Storage hierarchies just aren’t what they used to be.
In the good old days, you stored files on hard disk or magnetic tape. And given the huge disparity between price and performance between those two media, it was pretty obvious which of your files went where. But with the advent of flash storage devices, and now storage-class memory (SCM), figuring out where your data should reside at any given moment has become a lot more challenging.
That quandary was the central thesis of our interview with Panasas software architect Curtis Anderson at last week’s Next I/O Platform event. And as Anderson explained, moving from two to four storage layers is not just a matter of doubling up on the hierarchy. With the diversity provided by these new storage layers, it’s difficult to figure out when to promote your files to the faster tiers or demote them to the slower ones.
“It used to be that an LRU [least recently used] algorithm was the best way to manage storage promotion and demotions,” Anderson explained. “Now the industry is moving toward predictive analytics that attempts to forecast when data is going to get hotter or colder.”
Of course, that assumes that you have a specific file management policy in place to drive the results of those analytics. But according to Anderson, coming up with a policy has become too complex for most sites nowadays. From his perspective at Panasas, often the customer has only a general idea of the storage demands of their workloads, (“It’s not going fast enough!”), so coming up file management rules around storage tiering is all but impossible. In this case, they will tend to rely on their storage provider to guide them. But even Anderson admits, coming up with a single policy for a site running many different types of applications involves a fair amount of guesswork, no matter who does it.
The diversity of these new storage devices also adds to the challenges. For example, a SATA flash device is optimized for capacity, while an NVM-Express device is optimized for performance. That suggests any policies devised around this flash layer need to take these different attributes into account.
Storage-class memory, like Intel’s Optane Persistent Memory, has a different set of challenges. For one thing, SCM is too new for either customers or vendors to have figured out how best to use it. “People are slowing starting to figure out that storage-class memory being on the memory bus is just a different beast than block-oriented storage devices of the past,” said Anderson
The additional complication here is that in the case of Optane Persistent Memory, at any given moment it can be configured as either a block storage device or as a main memory extender. In the latter case, the device is no longer part of the storage system, so any policy devised around it will have to be aware of its split personality.

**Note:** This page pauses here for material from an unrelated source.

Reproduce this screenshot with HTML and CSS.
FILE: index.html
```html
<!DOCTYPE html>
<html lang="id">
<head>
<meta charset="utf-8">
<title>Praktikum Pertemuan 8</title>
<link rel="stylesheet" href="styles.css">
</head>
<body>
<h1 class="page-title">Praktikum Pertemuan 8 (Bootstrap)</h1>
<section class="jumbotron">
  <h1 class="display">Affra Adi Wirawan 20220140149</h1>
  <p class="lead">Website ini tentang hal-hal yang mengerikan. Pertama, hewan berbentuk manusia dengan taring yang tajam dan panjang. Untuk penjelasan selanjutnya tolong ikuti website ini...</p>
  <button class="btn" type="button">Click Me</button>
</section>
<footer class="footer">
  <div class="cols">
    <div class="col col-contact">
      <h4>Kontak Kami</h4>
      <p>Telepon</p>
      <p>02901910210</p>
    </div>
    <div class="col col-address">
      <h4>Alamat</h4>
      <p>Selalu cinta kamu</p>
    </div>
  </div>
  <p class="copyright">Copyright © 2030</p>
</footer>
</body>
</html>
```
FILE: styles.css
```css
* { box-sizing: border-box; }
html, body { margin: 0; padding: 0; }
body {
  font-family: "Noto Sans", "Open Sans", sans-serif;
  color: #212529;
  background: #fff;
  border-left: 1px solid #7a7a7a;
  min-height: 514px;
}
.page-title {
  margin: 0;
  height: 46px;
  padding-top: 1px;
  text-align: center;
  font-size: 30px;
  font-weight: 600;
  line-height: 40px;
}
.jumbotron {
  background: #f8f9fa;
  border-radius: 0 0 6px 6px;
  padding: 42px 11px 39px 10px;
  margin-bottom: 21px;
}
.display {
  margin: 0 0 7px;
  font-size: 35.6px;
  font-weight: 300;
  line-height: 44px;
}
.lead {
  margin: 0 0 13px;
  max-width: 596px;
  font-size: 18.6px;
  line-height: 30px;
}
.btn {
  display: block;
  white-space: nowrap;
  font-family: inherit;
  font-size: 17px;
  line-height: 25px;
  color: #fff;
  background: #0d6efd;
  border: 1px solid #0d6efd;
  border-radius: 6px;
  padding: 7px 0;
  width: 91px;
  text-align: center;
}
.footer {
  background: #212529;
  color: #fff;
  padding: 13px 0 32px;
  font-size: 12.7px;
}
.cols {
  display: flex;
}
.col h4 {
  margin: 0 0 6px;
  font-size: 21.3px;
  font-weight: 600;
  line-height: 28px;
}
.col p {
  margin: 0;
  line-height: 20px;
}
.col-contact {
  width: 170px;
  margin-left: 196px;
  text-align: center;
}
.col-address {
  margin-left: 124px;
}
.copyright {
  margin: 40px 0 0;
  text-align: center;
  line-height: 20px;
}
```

Anderson noted that the culture around storage is changing as well, at least in the HPC arena that he resides in. One illustration of that is the changing nature of application developers. In the past, traditional HPC programmers had a good understanding how their application’s performance could be sped up by a parallel file system, so they wrote their software specifically with that in mind. However, the new breed of application developers, in areas like AI and genomics, only have a vague notion of how their codes impact the file system and storage hardware. They fully expect the low-level I/O libraries and storage system software to work out the details. As a result, said Anderson, “we’re not getting help from the application writer any longer.”
Another cultural change is the disappearance of HPC storage administrators. Since specialized skills are required to manage such demanding environments, these individuals have always been rare and in demand. Anderson estimates that such a person would cost an organization about $200,000 per year (taking into account benefits and other overhead costs). A staff of just five of them would run a cool million. “So you have a $3 million storage subsystem and you’re spending $1 million a year on it,” said Anderson. “The economics are just different than you would expect in an enterprise datacenter, let alone a cloud.”
That suggests that high performance storage systems themselves will have to become self-monitoring and perform some level of self-maintenance. While that might not apply to a storage setup for a cutting-edge supercomputer at a national lab, for everyone else, the expectation will be that these systems will need to be a lot more autonomous. “That’s one of the things I think where HPC storage is going to have to get a lot better at,” said Anderson.